:: SHORT PROBLEM ::
Can you print the data exactly and leave out each image?

:: DATA SECTION ::
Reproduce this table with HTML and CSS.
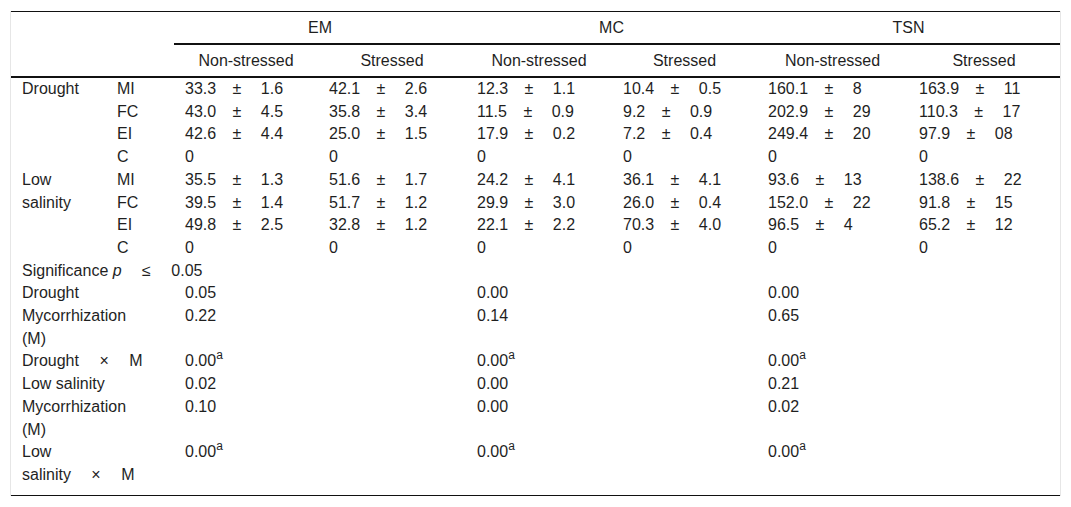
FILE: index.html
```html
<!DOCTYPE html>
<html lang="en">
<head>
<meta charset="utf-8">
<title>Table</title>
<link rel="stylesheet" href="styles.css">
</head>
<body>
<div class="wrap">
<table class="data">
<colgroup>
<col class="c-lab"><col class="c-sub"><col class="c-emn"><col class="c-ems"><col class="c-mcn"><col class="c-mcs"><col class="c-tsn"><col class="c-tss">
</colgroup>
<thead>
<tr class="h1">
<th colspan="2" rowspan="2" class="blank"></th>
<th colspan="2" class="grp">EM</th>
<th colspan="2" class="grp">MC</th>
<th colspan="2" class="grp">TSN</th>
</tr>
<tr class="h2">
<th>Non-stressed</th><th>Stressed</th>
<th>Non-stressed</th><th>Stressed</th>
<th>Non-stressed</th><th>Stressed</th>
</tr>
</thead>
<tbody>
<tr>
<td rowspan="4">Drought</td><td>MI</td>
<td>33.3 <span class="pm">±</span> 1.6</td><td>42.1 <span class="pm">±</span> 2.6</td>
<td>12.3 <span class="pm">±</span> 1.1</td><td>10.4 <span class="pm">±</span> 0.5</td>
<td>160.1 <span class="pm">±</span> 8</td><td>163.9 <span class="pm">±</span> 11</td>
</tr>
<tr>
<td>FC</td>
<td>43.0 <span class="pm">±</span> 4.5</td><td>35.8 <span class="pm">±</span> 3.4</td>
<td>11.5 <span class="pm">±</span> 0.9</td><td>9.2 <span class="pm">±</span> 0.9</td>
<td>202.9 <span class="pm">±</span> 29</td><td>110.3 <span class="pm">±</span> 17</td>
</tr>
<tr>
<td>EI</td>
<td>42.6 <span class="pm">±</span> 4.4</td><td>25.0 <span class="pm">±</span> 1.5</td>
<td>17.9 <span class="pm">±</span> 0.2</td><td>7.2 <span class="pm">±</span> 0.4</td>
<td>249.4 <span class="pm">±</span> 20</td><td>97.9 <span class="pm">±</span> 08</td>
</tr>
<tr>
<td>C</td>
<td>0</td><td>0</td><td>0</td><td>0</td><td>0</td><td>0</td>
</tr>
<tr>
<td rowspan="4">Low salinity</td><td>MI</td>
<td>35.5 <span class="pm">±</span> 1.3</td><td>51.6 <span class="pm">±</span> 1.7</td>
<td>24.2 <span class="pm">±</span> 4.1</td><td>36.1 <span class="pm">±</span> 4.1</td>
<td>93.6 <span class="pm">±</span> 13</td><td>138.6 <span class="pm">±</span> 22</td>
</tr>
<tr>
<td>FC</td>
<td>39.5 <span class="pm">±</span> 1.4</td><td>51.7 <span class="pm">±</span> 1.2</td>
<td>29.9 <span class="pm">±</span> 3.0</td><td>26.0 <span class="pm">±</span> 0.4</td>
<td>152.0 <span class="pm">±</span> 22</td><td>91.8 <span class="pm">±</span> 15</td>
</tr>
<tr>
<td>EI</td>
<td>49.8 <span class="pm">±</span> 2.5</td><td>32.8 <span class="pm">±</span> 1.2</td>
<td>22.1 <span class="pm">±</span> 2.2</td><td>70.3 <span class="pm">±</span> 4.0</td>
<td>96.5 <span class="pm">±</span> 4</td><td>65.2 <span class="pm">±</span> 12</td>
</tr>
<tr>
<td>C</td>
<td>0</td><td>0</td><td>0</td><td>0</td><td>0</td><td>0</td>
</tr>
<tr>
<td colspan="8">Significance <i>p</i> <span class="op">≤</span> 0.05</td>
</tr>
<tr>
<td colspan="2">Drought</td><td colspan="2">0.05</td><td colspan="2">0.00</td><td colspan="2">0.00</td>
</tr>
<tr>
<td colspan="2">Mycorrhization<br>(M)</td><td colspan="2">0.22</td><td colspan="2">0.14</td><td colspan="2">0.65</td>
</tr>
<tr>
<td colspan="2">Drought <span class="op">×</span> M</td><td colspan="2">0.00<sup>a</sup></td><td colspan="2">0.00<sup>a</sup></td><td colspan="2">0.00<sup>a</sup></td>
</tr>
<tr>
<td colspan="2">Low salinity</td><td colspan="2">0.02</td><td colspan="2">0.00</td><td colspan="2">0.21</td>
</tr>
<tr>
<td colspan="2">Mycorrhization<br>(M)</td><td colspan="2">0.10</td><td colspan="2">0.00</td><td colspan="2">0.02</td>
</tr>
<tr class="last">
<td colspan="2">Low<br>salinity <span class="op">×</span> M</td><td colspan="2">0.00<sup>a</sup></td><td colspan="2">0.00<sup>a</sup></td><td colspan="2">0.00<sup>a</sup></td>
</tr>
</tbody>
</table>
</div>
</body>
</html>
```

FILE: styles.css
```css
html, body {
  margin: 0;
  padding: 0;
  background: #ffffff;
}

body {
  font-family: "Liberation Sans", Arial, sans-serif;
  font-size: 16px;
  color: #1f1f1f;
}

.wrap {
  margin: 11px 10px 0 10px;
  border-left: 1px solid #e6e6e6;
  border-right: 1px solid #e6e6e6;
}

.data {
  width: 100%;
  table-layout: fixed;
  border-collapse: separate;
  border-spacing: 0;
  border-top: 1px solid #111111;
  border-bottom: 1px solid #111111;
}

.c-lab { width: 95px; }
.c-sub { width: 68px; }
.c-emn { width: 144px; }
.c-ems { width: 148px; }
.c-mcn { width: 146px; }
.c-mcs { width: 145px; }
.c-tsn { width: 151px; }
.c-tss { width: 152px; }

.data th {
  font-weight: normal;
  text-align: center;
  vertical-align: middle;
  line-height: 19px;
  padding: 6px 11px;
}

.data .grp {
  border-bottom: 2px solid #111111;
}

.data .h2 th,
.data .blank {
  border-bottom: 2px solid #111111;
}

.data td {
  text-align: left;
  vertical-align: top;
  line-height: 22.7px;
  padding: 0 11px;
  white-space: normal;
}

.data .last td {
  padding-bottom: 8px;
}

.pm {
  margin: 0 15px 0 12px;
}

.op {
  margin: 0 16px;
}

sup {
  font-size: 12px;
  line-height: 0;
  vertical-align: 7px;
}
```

:: PROBLEM SOLUTION ::
Reproduce this table with HTML and CSS.
FILE: index.html
```html
<!DOCTYPE html>
<html lang="en">
<head>
<meta charset="utf-8">
<title>Table</title>
<link rel="stylesheet" href="styles.css">
</head>
<body>
<div class="wrap">
<table class="data">
<colgroup>
<col class="c-lab"><col class="c-sub"><col class="c-emn"><col class="c-ems"><col class="c-mcn"><col class="c-mcs"><col class="c-tsn"><col class="c-tss">
</colgroup>
<thead>
<tr class="h1">
<th colspan="2" rowspan="2" class="blank"></th>
<th colspan="2" class="grp">EM</th>
<th colspan="2" class="grp">MC</th>
<th colspan="2" class="grp">TSN</th>
</tr>
<tr class="h2">
<th>Non-stressed</th><th>Stressed</th>
<th>Non-stressed</th><th>Stressed</th>
<th>Non-stressed</th><th>Stressed</th>
</tr>
</thead>
<tbody>
<tr>
<td rowspan="4">Drought</td><td>MI</td>
<td>33.3 <span class="pm">±</span> 1.6</td><td>42.1 <span class="pm">±</span> 2.6</td>
<td>12.3 <span class="pm">±</span> 1.1</td><td>10.4 <span class="pm">±</span> 0.5</td>
<td>160.1 <span class="pm">±</span> 8</td><td>163.9 <span class="pm">±</span> 11</td>
</tr>
<tr>
<td>FC</td>
<td>43.0 <span class="pm">±</span> 4.5</td><td>35.8 <span class="pm">±</span> 3.4</td>
<td>11.5 <span class="pm">±</span> 0.9</td><td>9.2 <span class="pm">±</span> 0.9</td>
<td>202.9 <span class="pm">±</span> 29</td><td>110.3 <span class="pm">±</span> 17</td>
</tr>
<tr>
<td>EI</td>
<td>42.6 <span class="pm">±</span> 4.4</td><td>25.0 <span class="pm">±</span> 1.5</td>
<td>17.9 <span class="pm">±</span> 0.2</td><td>7.2 <span class="pm">±</span> 0.4</td>
<td>249.4 <span class="pm">±</span> 20</td><td>97.9 <span class="pm">±</span> 08</td>
</tr>
<tr>
<td>C</td>
<td>0</td><td>0</td><td>0</td><td>0</td><td>0</td><td>0</td>
</tr>
<tr>
<td rowspan="4">Low salinity</td><td>MI</td>
<td>35.5 <span class="pm">±</span> 1.3</td><td>51.6 <span class="pm">±</span> 1.7</td>
<td>24.2 <span class="pm">±</span> 4.1</td><td>36.1 <span class="pm">±</span> 4.1</td>
<td>93.6 <span class="pm">±</span> 13</td><td>138.6 <span class="pm">±</span> 22</td>
</tr>
<tr>
<td>FC</td>
<td>39.5 <span class="pm">±</span> 1.4</td><td>51.7 <span class="pm">±</span> 1.2</td>
<td>29.9 <span class="pm">±</span> 3.0</td><td>26.0 <span class="pm">±</span> 0.4</td>
<td>152.0 <span class="pm">±</span> 22</td><td>91.8 <span class="pm">±</span> 15</td>
</tr>
<tr>
<td>EI</td>
<td>49.8 <span class="pm">±</span> 2.5</td><td>32.8 <span class="pm">±</span> 1.2</td>
<td>22.1 <span class="pm">±</span> 2.2</td><td>70.3 <span class="pm">±</span> 4.0</td>
<td>96.5 <span class="pm">±</span> 4</td><td>65.2 <span class="pm">±</span> 12</td>
</tr>
<tr>
<td>C</td>
<td>0</td><td>0</td><td>0</td><td>0</td><td>0</td><td>0</td>
</tr>
<tr>
<td colspan="8">Significance <i>p</i> <span class="op">≤</span> 0.05</td>
</tr>
<tr>
<td colspan="2">Drought</td><td colspan="2">0.05</td><td colspan="2">0.00</td><td colspan="2">0.00</td>
</tr>
<tr>
<td colspan="2">Mycorrhization<br>(M)</td><td colspan="2">0.22</td><td colspan="2">0.14</td><td colspan="2">0.65</td>
</tr>
<tr>
<td colspan="2">Drought <span class="op">×</span> M</td><td colspan="2">0.00<sup>a</sup></td><td colspan="2">0.00<sup>a</sup></td><td colspan="2">0.00<sup>a</sup></td>
</tr>
<tr>
<td colspan="2">Low salinity</td><td colspan="2">0.02</td><td colspan="2">0.00</td><td colspan="2">0.21</td>
</tr>
<tr>
<td colspan="2">Mycorrhization<br>(M)</td><td colspan="2">0.10</td><td colspan="2">0.00</td><td colspan="2">0.02</td>
</tr>
<tr class="last">
<td colspan="2">Low<br>salinity <span class="op">×</span> M</td><td colspan="2">0.00<sup>a</sup></td><td colspan="2">0.00<sup>a</sup></td><td colspan="2">0.00<sup>a</sup></td>
</tr>
</tbody>
</table>
</div>
</body>
</html>
```

FILE: styles.css
```css
html, body {
  margin: 0;
  padding: 0;
  background: #ffffff;
}

body {
  font-family: "Liberation Sans", Arial, sans-serif;
  font-size: 16px;
  color: #1f1f1f;
}

.wrap {
  margin: 11px 10px 0 10px;
  border-left: 1px solid #e6e6e6;
  border-right: 1px solid #e6e6e6;
}

.data {
  width: 100%;
  table-layout: fixed;
  border-collapse: separate;
  border-spacing: 0;
  border-top: 1px solid #111111;
  border-bottom: 1px solid #111111;
}

.c-lab { width: 95px; }
.c-sub { width: 68px; }
.c-emn { width: 144px; }
.c-ems { width: 148px; }
.c-mcn { width: 146px; }
.c-mcs { width: 145px; }
.c-tsn { width: 151px; }
.c-tss { width: 152px; }

.data th {
  font-weight: normal;
  text-align: center;
  vertical-align: middle;
  line-height: 19px;
  padding: 6px 11px;
}

.data .grp {
  border-bottom: 2px solid #111111;
}

.data .h2 th,
.data .blank {
  border-bottom: 2px solid #111111;
}

.data td {
  text-align: left;
  vertical-align: top;
  line-height: 22.7px;
  padding: 0 11px;
  white-space: normal;
}

.data .last td {
  padding-bottom: 8px;
}

.pm {
  margin: 0 15px 0 12px;
}

.op {
  margin: 0 16px;
}

sup {
  font-size: 12px;
  line-height: 0;
  vertical-align: 7px;
}
```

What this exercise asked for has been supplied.